Relevant commits: [cf31e37a], [cbcde2f4], [e279b1ae], [60a89bbd], [4456bbec], [430514fd], [c6084635], [fa950cb5].

mpichbot commented 7 years ago

Originally by archerc on 2013-05-20 10:50:59 -0500


In build testing of this patch, I discovered a chunk of glue code to the pami extension was not forward ported. Can we get this patched in for pamid?

Thanks

From 5e77b35d298b5136d93b2f4785c4a73379dfb6cc Mon Sep 17 00:00:00 2001
From: Charles Archer <archerc@us.ibm.com>
Date: Mon, 20 May 2013 06:56:58 -0400
Subject: [PATCH] PAMID device code for local task detection

---
 src/mpid/pamid/src/mpidi_util.c | 51 +++++++++++++++++++++++++++++++++++++++++
 1 file changed, 51 insertions(+)

diff --git a/src/mpid/pamid/src/mpidi_util.c b/src/mpid/pamid/src/mpidi_util.c
index ee8eda9..2bd89db 100644
--- a/src/mpid/pamid/src/mpidi_util.c
+++ b/src/mpid/pamid/src/mpidi_util.c
@@ -1908,3 +1908,54 @@ void MPIDI_collsel_pami_tune_cleanup()
 }

+#undef FUNCNAME
+#define FUNCNAME MPID_Get_node_id
+#undef FCNAME
+#define FCNAME MPIDI_QUOTE(FUNCNAME)
+static int _g_max_node_id = -1;
+int MPID_Get_node_id(MPID_Comm *comm, int rank, MPID_Node_id_t *id_p)
+{
+  int mpi_errno = MPI_SUCCESS;
+  uint32_t node_id;
+  uint32_t offset;
+  uint32_t max_nodes;
+  if(!PAMIX_Extensions.is_local_task.node_info)
+    MPIU_ERR_SETANDJUMP(mpi_errno, MPI_ERR_OTHER, "**notimpl");
+
+  pami_result_t rc = PAMIX_Extensions.is_local_task.node_info(comm->vcr[rank]->taskid,
+                                                              &node_id,&offset,&max_nodes);
+  if(rc != PAMI_SUCCESS)  MPIU_ERR_SETANDJUMP(mpi_errno, MPI_ERR_OTHER, "**notimpl");
+  *id_p = node_id;
+
+  fn_fail:
+  return mpi_errno;
+}
+
+#undef FUNCNAME
+#define FUNCNAME MPID_Get_max_node_id
+#undef FCNAME
+#define FCNAME MPIDI_QUOTE(FUNCNAME)
+int MPID_Get_max_node_id(MPID_Comm *comm, MPID_Node_id_t *max_id_p)
+{
+  int mpi_errno = MPI_SUCCESS;
+  uint32_t node_id;
+  uint32_t offset;
+  uint32_t max_nodes;
+  if(_g_max_node_id == -1)
+  {
+    if(!PAMIX_Extensions.is_local_task.node_info)
+      MPIU_ERR_SETANDJUMP(mpi_errno, MPI_ERR_OTHER, "**notimpl");
+
+    pami_result_t rc = PAMIX_Extensions.is_local_task.node_info(comm->vcr[0]->taskid,
+                                                                &node_id,&offset,&max_nodes);
+    if(rc != PAMI_SUCCESS)  MPIU_ERR_SETANDJUMP(mpi_errno, MPI_ERR_OTHER, "**notimpl");
+    *max_id_p = max_nodes;
+    _g_max_node_id = max_nodes;
+  }
+  else
+    *max_id_p = _g_max_node_id;
+
+  fn_fail:
+  return mpi_errno;
+}
+#undef FUNCNAME
-- 
1.8.1-rc1
mpichbot commented 7 years ago

Originally by balaji on 2013-05-20 21:59:54 -0500


Pushed to mpich/master in [c3a8a817].

mpichbot commented 7 years ago

Originally by blocksom on 2013-05-21 09:04:35 -0500


I pushed a couple bgq compile fixes to mpich-ibm/ticket-1842-alt2. Without these commits the bgq compile of mpich/master fails.

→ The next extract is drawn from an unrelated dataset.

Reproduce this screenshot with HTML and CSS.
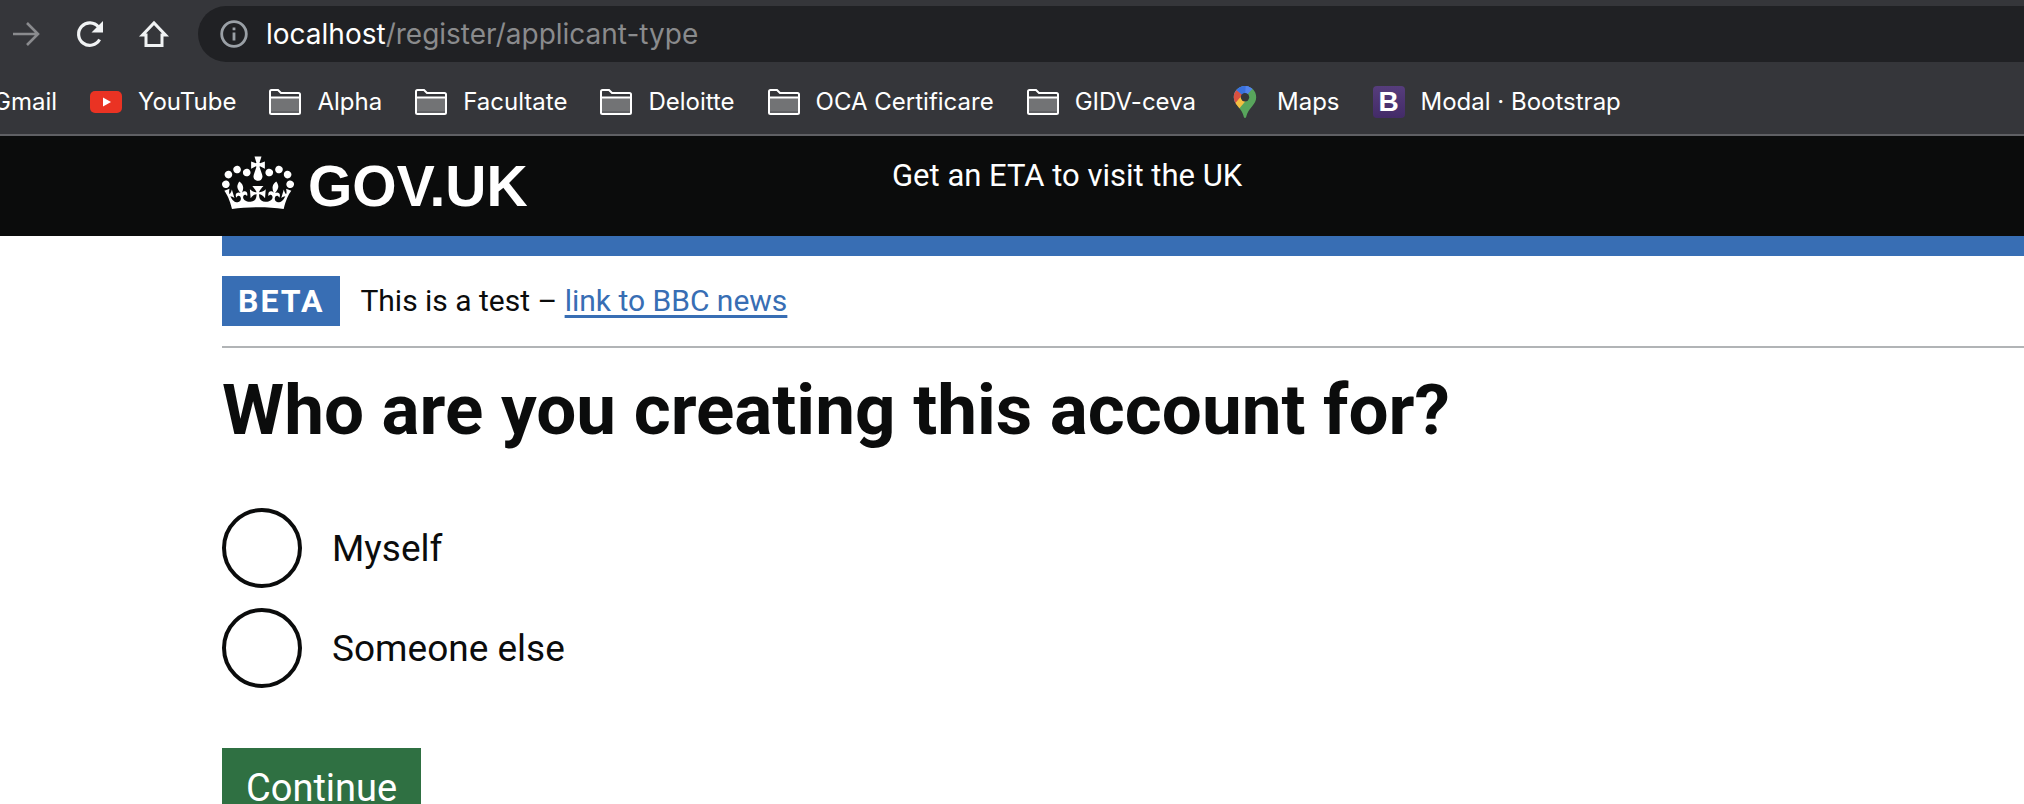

mpichbot commented 7 years ago

Originally by blocksom on 2013-05-21 09:28:36 -0500


I deleted the branches mpich-ibm/ticket-1842 and mpich-ibm/ticket-1842-alt.

mpichbot commented 7 years ago

Originally by balaji on 2013-05-21 09:48:38 -0500


Pushed to mpich/master.

Relevant commits: [438a49fe], [f44e3d4a], [038aa7cd].

mpichbot commented 7 years ago

Originally by blocksom on 2013-05-21 09:58:20 -0500


Deleted branch mpich-ibm/ticket-1842-alt2.